● Task
Every line that holds the string "React" is to be identified and copied.

● Collected data
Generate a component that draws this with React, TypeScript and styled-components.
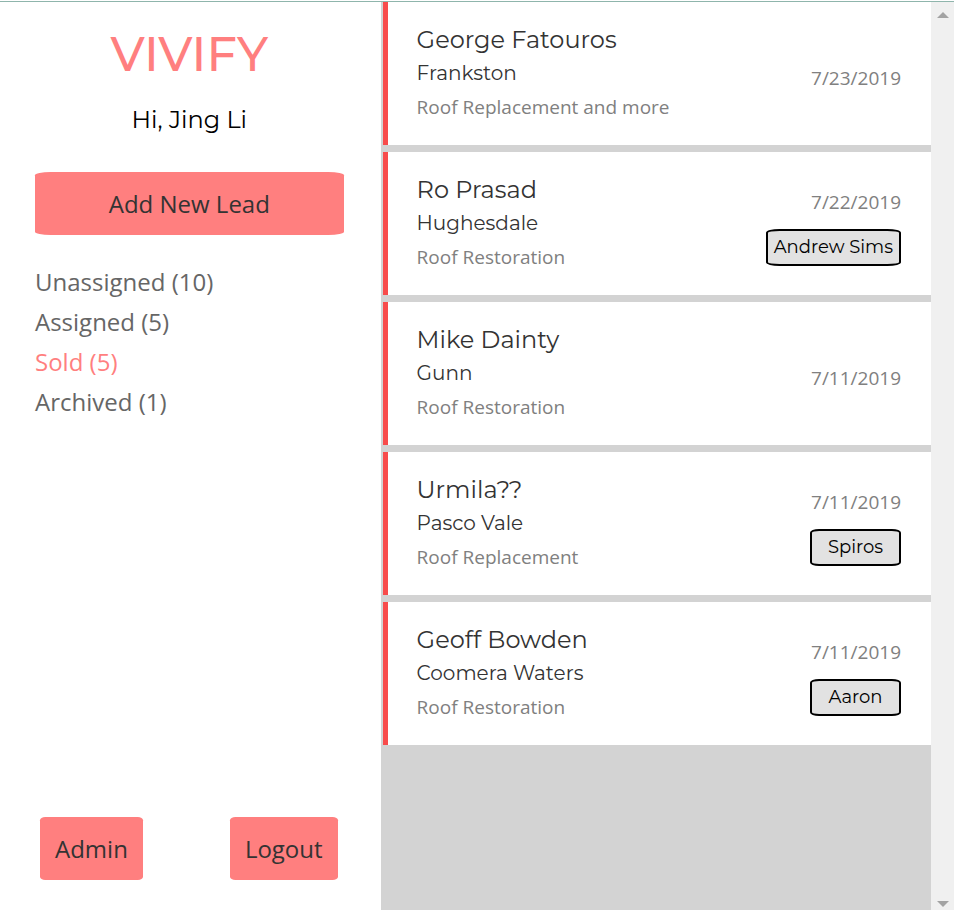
import React, { useState } from "react";
import styled, { createGlobalStyle } from "styled-components";

const display = `"Montserrat", "Inter", sans-serif`;
const body = `"Open Sans", sans-serif`;

const GlobalStyle = createGlobalStyle`
  *, *::before, *::after { box-sizing: border-box; }
  html, body, #root { height: 100%; }
  body { margin: 0; padding-top: 1px; background: #fff; font-family: ${body}; }
  h1, h2, h3, p, ul { margin: 0; padding: 0; font-weight: 400; }
  button { font: inherit; cursor: pointer; }
`;

const Page = styled.div`
  display: grid;
  grid-template-columns: calc(40% - 1px) minmax(0, 1fr);
  height: 100%;
  border-top: 1px solid #8fb5ac;
`;

const Sidebar = styled.aside`
  display: flex;
  flex-direction: column;
  padding: 20px 37px 30px 35px;
`;

const Brand = styled.h1`
  font-family: ${display};
  font-size: 48px;
  font-weight: 500;
  line-height: 64px;
  text-align: center;
  color: #ff7f7f;
`;

const Greeting = styled.p`
  margin: 16px 0 34px;
  font-family: ${display};
  font-size: 24px;
  line-height: 36px;
  text-align: center;
  color: #000;
`;

const Button = styled.button`
  padding: 0 15px;
  border: 0;
  border-radius: 5%;
  background: #ff7f7f;
  color: #333;
  font-size: 24px;
  font-weight: 500;
  line-height: 63px;
`;

const Filters = styled.ul`
  margin-top: 27px;
  list-style: none;
`;

const FilterButton = styled.button<{ $active: boolean }>`
  display: block;
  padding: 0;
  border: 0;
  background: none;
  color: ${(p) => (p.$active ? "#ff7f7f" : "#666")};
  font-size: 24px;
  line-height: 40px;
`;

const Footer = styled.footer`
  display: flex;
  justify-content: space-between;
  margin-top: auto;
  padding: 0 6px 0 5px;
`;

const Panel = styled.main`
  display: flex;
  min-height: 0;
  background: #d3d3d3;
`;

const Leads = styled.ul`
  display: flex;
  flex: 1;
  flex-direction: column;
  gap: 7px;
  min-width: 0;
  padding-left: 2px;
  list-style: none;
`;

const Lead = styled.li`
  display: flex;
  align-items: center;
  justify-content: space-between;
  padding: 21px 30px 20px 29px;
  border-left: 5px solid #f84c4c;
  background: #fff;
`;

const Name = styled.h2`
  font-family: ${display};
  font-size: 24px;
  line-height: 34px;
  color: #333;
`;

const Suburb = styled.h3`
  font-family: ${display};
  font-size: 20px;
  line-height: 32px;
  color: #333;
`;

const Job = styled.p`
  font-size: 19px;
  line-height: 36px;
  color: #808080;
`;

const Meta = styled.div`
  display: flex;
  flex-direction: column;
  align-items: flex-end;
  gap: 15px;
  padding-bottom: 2px;
`;

const DateText = styled.time`
  padding-top: 9px;
  font-size: 19px;
  line-height: 24px;
  color: #808080;
`;

const Assignee = styled.span`
  min-width: 91px;
  padding: 0 6px;
  border: 2px solid #000;
  border-radius: 10%;
  background: #e2e2e2;
  color: #000;
  font-family: ${display};
  font-size: 18px;
  line-height: 33px;
  text-align: center;
`;

const ScrollTrack = styled.div`
  display: flex;
  flex-direction: column;
  align-items: center;
  justify-content: space-between;
  width: 23px;
  padding: 10px 0 3px 1px;
  background: #f0f0f0;
`;

const Arrow = ({ down = false }: { down?: boolean }) => (
  <svg width="12" height="6" viewBox="0 0 12 6" aria-hidden="true">
    <path d={down ? "M0 0h12L6 6z" : "M0 6h12L6 0z"} fill="#a3a3a3" />
  </svg>
);

const filters = [
  { label: "Unassigned", count: 10 },
  { label: "Assigned", count: 5 },
  { label: "Sold", count: 5 },
  { label: "Archived", count: 1 },
];

const leads = [
  { name: "George Fatouros", suburb: "Frankston", job: "Roof Replacement and more", date: "7/23/2019" },
  { name: "Ro Prasad", suburb: "Hughesdale", job: "Roof Restoration", date: "7/22/2019", assignee: "Andrew Sims" },
  { name: "Mike Dainty", suburb: "Gunn", job: "Roof Restoration", date: "7/11/2019" },
  { name: "Urmila??", suburb: "Pasco Vale", job: "Roof Replacement", date: "7/11/2019", assignee: "Spiros" },
  { name: "Geoff Bowden", suburb: "Coomera Waters", job: "Roof Restoration", date: "7/11/2019", assignee: "Aaron" },
];

export default function App() {
  const [active, setActive] = useState("Sold");
  return (
    <>
      <GlobalStyle />
      <Page>
        <Sidebar>
          <Brand>VIVIFY</Brand>
          <Greeting>Hi, Jing Li</Greeting>
          <Button type="button">Add New Lead</Button>
          <Filters>
            {filters.map(({ label, count }) => (
              <li key={label}>
                <FilterButton
                  type="button"
                  $active={active === label}
                  aria-pressed={active === label}
                  onClick={() => setActive(label)}
                >
                  {label} ({count})
                </FilterButton>
              </li>
            ))}
          </Filters>
          <Footer>
            <Button type="button">Admin</Button>
            <Button type="button">Logout</Button>
          </Footer>
        </Sidebar>
        <Panel>
          <Leads>
            {leads.map((lead) => (
              <Lead key={lead.name}>
                <div>
                  <Name>{lead.name}</Name>
                  <Suburb>{lead.suburb}</Suburb>
                  <Job>{lead.job}</Job>
                </div>
                <Meta>
                  <DateText>{lead.date}</DateText>
                  {lead.assignee && <Assignee>{lead.assignee}</Assignee>}
                </Meta>
              </Lead>
            ))}
          </Leads>
          <ScrollTrack>
            <Arrow />
            <Arrow down />
          </ScrollTrack>
        </Panel>
      </Page>
    </>
  );
}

● Answer for this exercise
Generate a component that draws this with React, TypeScript and styled-components.
import React, { useState } from "react";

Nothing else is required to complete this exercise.